Peel Regional Police Services Board


 

 

NATURE OF THE APPEAL:

 

The appellant submitted a request to the Peel Regional Police Services Board (the Police) under the Municipal Freedom of Information and Protection of Privacy Act (the Act) for access to:

 

Copies of any and all information, be that information held in written, electronic or other format, and/or held at any office/detachment of your agency, and/or held in any information file/database under your control; that pertains to me personally, as defined under the [Act].  This information would include, for example: copies of correspondence pertaining to me in any way, to/from the Peel Police and outside agencies (e.g. Ontario Police Complaints Commission, Information and Privacy Commission, and other police services) copies of internal correspondence, memos, or reports, copies of investigative notes.

 

This request was made in November, 1994. The appellant provided his name, date of birth, address and former address.  He indicated that he was not seeking any information that had been provided to him in response to previous access requests.

 

The Police advised the appellant that no records responsive to his request existed.  The appellant appealed this decision in December, 1994.  In accordance with the procedures established by this office for processing large volumes of appeals filed by one individual, the appeal was assigned non-active status until July of 1996 when it was re-activated under the current appeal number.

 

During mediation of the re-activated appeal, the appellant identified a category of responsive records which he felt should be in the custody of the Police.  Many of these records fell outside the scope of the request as they were created after the date of the request.  The appellant subsequently agreed that these records did fall outside the scope of his request. However, at least one record which appeared to be responsive, a letter dated May 4, 1994, may not have been identified by the Police. The letter has since been destroyed.

 

The Police maintain their position that no records responsive to the appellant’s request exist.
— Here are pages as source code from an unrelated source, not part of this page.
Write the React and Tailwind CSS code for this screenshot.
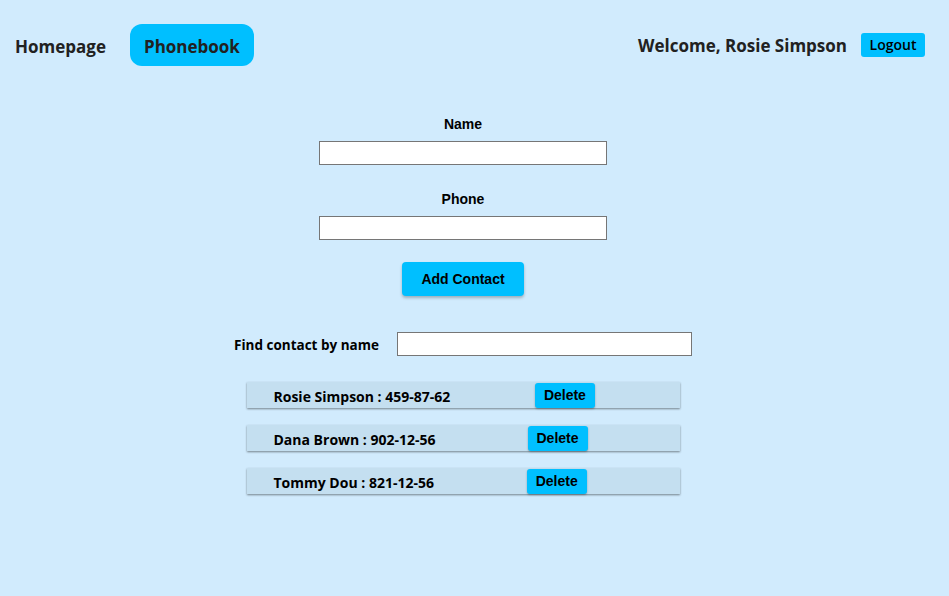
const contacts = [
  { id: 1, name: 'Rosie Simpson', number: '459-87-62' },
  { id: 2, name: 'Dana Brown', number: '902-12-56' },
  { id: 3, name: 'Tommy Dou', number: '821-12-56' },
];

export default function App() {
  return (
    <div className="min-h-[596px] bg-[#d1ebfd] font-['Open_Sans',sans-serif] text-[#212121]">
      <header className="flex h-[90px] items-center justify-between pl-[15px] pr-[24px]">
        <nav className="flex items-center gap-[24px] text-[17px] font-bold">
          <a className="pb-[6px] pt-[10px]">Homepage</a>
          <a className="rounded-[12px] bg-[#00bfff] px-[14px] pb-[6px] pt-[10px]">Phonebook</a>
        </nav>
        <div className="flex items-center gap-[14px]">
          <p className="pt-[2px] text-[17px] font-bold">Welcome, Rosie Simpson</p>
          <button className="h-[24px] w-[64px] rounded-[3px] bg-[#00bfff] pb-[2px] text-[14px] font-semibold text-black">
            Logout
          </button>
        </div>
      </header>

      <main className="flex flex-col items-center pr-[23px] pt-[25px] font-['Liberation_Sans',sans-serif] text-black">
        <form className="flex flex-col items-center">
          <label className="flex flex-col items-center text-[14px] font-bold leading-[16px]">
            <span className="pt-[1px]">Name</span>
            <input type="text" className="mt-[9px] h-[24px] w-[288px] border border-[#767676] bg-white" />
          </label>
          <label className="mt-[25px] flex flex-col items-center text-[14px] font-bold leading-[16px]">
            <span className="pt-[1px]">Phone</span>
            <input type="tel" className="mt-[9px] h-[24px] w-[288px] border border-[#767676] bg-white" />
          </label>
          <button
            type="button"
            className="mt-[22px] h-[34px] w-[122px] rounded-[4px] bg-[#00bfff] text-[14px] font-bold shadow-[0_2px_3px_rgba(0,0,0,0.25)]"
          >
            Add Contact
          </button>
        </form>

        <div className="mt-[36px] flex items-center gap-[18px]">
          <span className="pt-[2px] font-['Open_Sans',sans-serif] text-[13.5px] font-bold">Find contact by name</span>
          <input type="text" className="h-[24px] w-[295px] border border-[#767676] bg-white" />
        </div>

        <ul className="mt-[26px] flex flex-col gap-[17px]">
          {contacts.map((c) => (
            <li
              key={c.id}
              className="flex h-[26px] w-[433px] items-center bg-[#c4dff0] pl-[27px] shadow-[0_1px_2px_rgba(0,0,0,0.45)]"
            >
              <span className="pt-[3px] font-['Open_Sans',sans-serif] text-[14px] font-bold">
                {c.name} : {c.number}
              </span>
              <button className="mx-auto mt-[1px] h-[25px] rounded-[3px] bg-[#00bfff] px-[9px] text-[14px] font-bold shadow-[0_1px_2px_rgba(0,0,0,0.3)]">
                Delete
              </button>
            </li>
          ))}
        </ul>
      </main>
    </div>
  );
}
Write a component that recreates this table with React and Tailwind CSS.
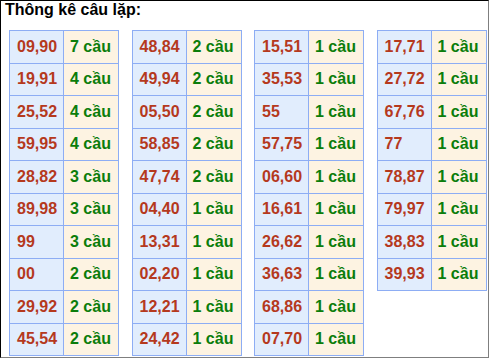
const tables = [
  [["09,90", 7], ["19,91", 4], ["25,52", 4], ["59,95", 4], ["28,82", 3], ["89,98", 3], ["99", 3], ["00", 2], ["29,92", 2], ["45,54", 2]],
  [["48,84", 2], ["49,94", 2], ["05,50", 2], ["58,85", 2], ["47,74", 2], ["04,40", 1], ["13,31", 1], ["02,20", 1], ["12,21", 1], ["24,42", 1]],
  [["15,51", 1], ["35,53", 1], ["55", 1], ["57,75", 1], ["06,60", 1], ["16,61", 1], ["26,62", 1], ["36,63", 1], ["68,86", 1], ["07,70", 1]],
  [["17,71", 1], ["27,72", 1], ["67,76", 1], ["77", 1], ["78,87", 1], ["79,97", 1], ["38,83", 1], ["39,93", 1]],
];

// one block of pairs and counts
function PairTable({ rows }) {
  return (
    <div className="w-[110px] flex flex-col border-l border-t border-[#8dadf4]">
      {rows.map(([pair, count]) => (
        <div key={pair} className="flex h-[32.5px] border-b border-[#8dadf4]">
          <div className="w-[54px] flex items-center pl-[7px] border-r border-[#8dadf4] bg-[#e1edfd] text-[#b5391d]">
            {pair}
          </div>
          <div className="flex-1 flex items-center pl-[6px] border-r border-[#8dadf4] bg-[#fdf3e2] text-[#0b7d0b]">
            {count} cầu
          </div>
        </div>
      ))}
    </div>
  );
}

export default function App() {
  return (
    <div className="w-[489px] h-[358px] bg-white border-l border-t border-black border-r border-b border-r-[#7f7f7f] border-b-[#7f7f7f] font-['Liberation_Sans',Arial,sans-serif] font-bold">
      <div className="h-[29px] pl-[4px] text-[16px] leading-[18px] text-black">Thông kê câu lặp:</div>
      <div className="flex items-start gap-[12.5px] pl-[8px] text-[16px]">
        {tables.map((rows, i) => (
          <PairTable key={i} rows={rows} />
        ))}
      </div>
    </div>
  );
}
The appellant states that the Police did not accurately identify records responsive to his request at the time it was made.  He believes that responsive records should still exist.  The appellant questions what, if any, criteria, policies and practices are followed by the Police when identifying records as responsive to a request for access to personal information.  He also questions whether the record retention policies and practices of the Police are in keeping with the requirements of the Act.

 

No further mediation was possible.  A Notice of Inquiry was sent to the Police and the appellant.  Representations were received from both parties.

 

DISCUSSION:

 

REASONABLE SEARCH

 

Where a requester provides sufficient details about the records which he or she is seeking and the Police indicate that records do not exist, it is my responsibility to ensure that the Police have made a reasonable search to identify responsive records.  While the Act does not require that the Police prove to the degree of absolute certainty that such records do not exist, the search which the Police undertake must be conducted by knowledgeable staff in locations where the records in question might reasonably be located.

 

Although an appellant will rarely be in a position to indicate precisely which records have not been identified in an institution’s response to a request, the appellant must, nevertheless, provide a reasonable basis for concluding that such records may, in fact, exist.

 

Based on his contact with various police services across the province, the appellant has provided extensive representations regarding records he believes should exist in the custody and control of the Police.  He maintains that he has copies of some correspondence which was sent to the Police.  He refers, in particular, to the letter dated May 4, 1994 addressed to the Police from a law firm.

 

Further, the appellant suggests that records may have been improperly disposed of by the Police because he believes that the Police destroyed records which should have been identified as responsive to his request.

 

Area of Search

 

In my view, the appellant’s request was very broadly worded.  In Order 38, former Commissioner Sidney B. Linden considered an institution’s obligations with respect to broadly worded requests.  He stated that:

 

In my view, an institution that receives a broadly worded request has three choices in making its response.  It can choose to respond literally to the request, which may involve an institution wide search for the records requested.  It may request further information from the requester so that it may narrow its area of search.  Finally, it may narrow a records search unilaterally, but if it does so, it must outline the limits of the search to the appellant.

 

In their representations, the Police indicate that, based on their experience with the appellant and the locations identified in his request, searches were conducted in three units:  Incidents and Occurrences, Public Complaints Bureau and the Information and Privacy Unit.

 

The Police also state that by including the following sentence in their decision letter: “If you have any questions, please contact this office at ...”, they would have expected the appellant to contact them if he had any serious concerns about the reasonableness of search.

 

Although the Police appear to have adopted the third option outlined by former Commissioner Linden, they did not notify the appellant of their decision to unilaterally narrow the search.  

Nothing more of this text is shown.